Semisimplifications and representations of the General Linear Supergroup
Thorsten Heidersdorf, Rainer Weissauer
TL;DR
The paper addresses how to systematically semisimplify the finite-dimensional representation theory of GL$(m|n)$ by forming the semisimple quotient of the maximal nonzero-superdimension subcategory, showing it is equivalent to $Rep(H_{m|n})$, with a canonical decomposition $H_{m|n} \cong GL(m-n) \times H_{n|n}$. It develops the Duflo-Serganova functor as a key tool, constructs a tannakian tower via DS that relates $H_{m|n}$ to $H_{m-1|n-1}$, and proves a splicing theorem that decomposes negatively stable maximal atypical simples into classical and principal parts to reduce to the equal-rank case $m=n$. The work provides a detailed program of reconstruction, stabilization, and determinant analysis, yielding a concrete description of tensor products up to negligible summands and a product decomposition $H_{m|n} \cong GL(r) \times H_{n|n}$ that encodes both classical and principal data. The results have implications for fusion rules, block theory, and potential physical interpretations in supersymmetric contexts, since the semisimplified category encodes a hidden symmetry group governing representation-theoretic constraints.
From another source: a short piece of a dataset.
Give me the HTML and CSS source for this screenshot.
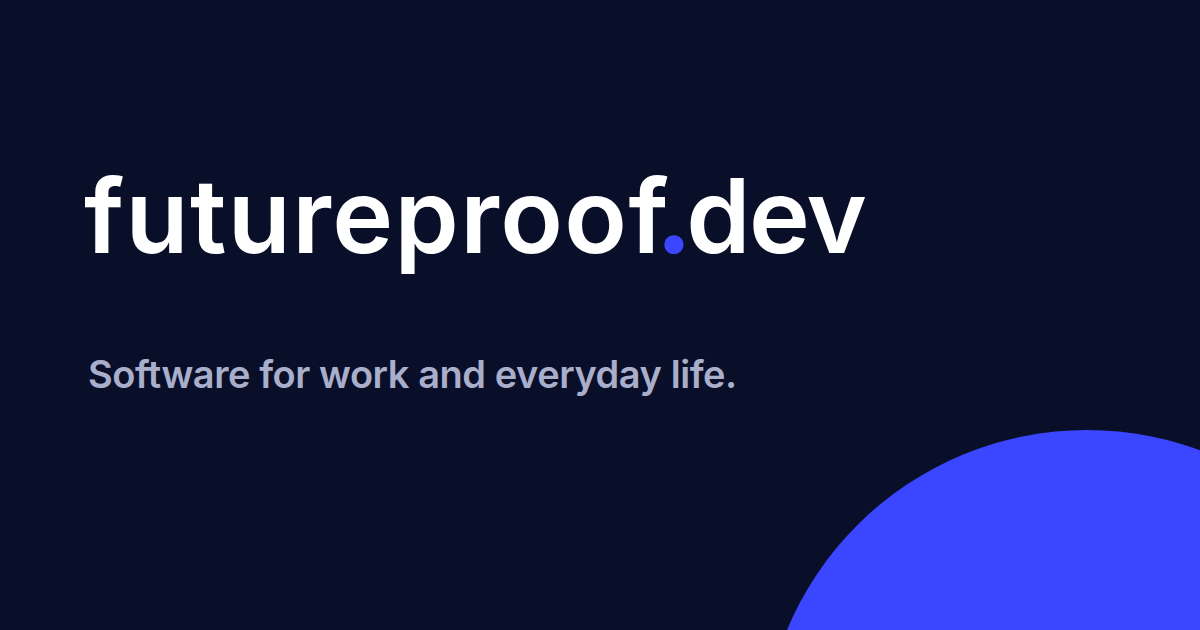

Overall, the article advances a coherent framework to understand and compute semisimple and near-semisimple structures in GL$(m|n)$-representation theory by bridging diagrammatic combinatorics, DS-cohomology, and tannakian duality.
Abstract
We study the semisimplification of the full karoubian subcategory generated by the irreducible finite dimensional representations of the algebraic supergroup $GL(m|n)$ over an algebraically closed field of characteristic zero. This semisimplification is equivalent to the representations of a pro-reductive group $H_{m|n}$. We show that there is a canonical decomposition $H_{m|n} \cong GL(m\!-\! n) \times H_{n|n}$, thereby reducing the determination of $H_{m|n}$ to the equal rank case $m\! =\! n$ which was treated in a previous paper.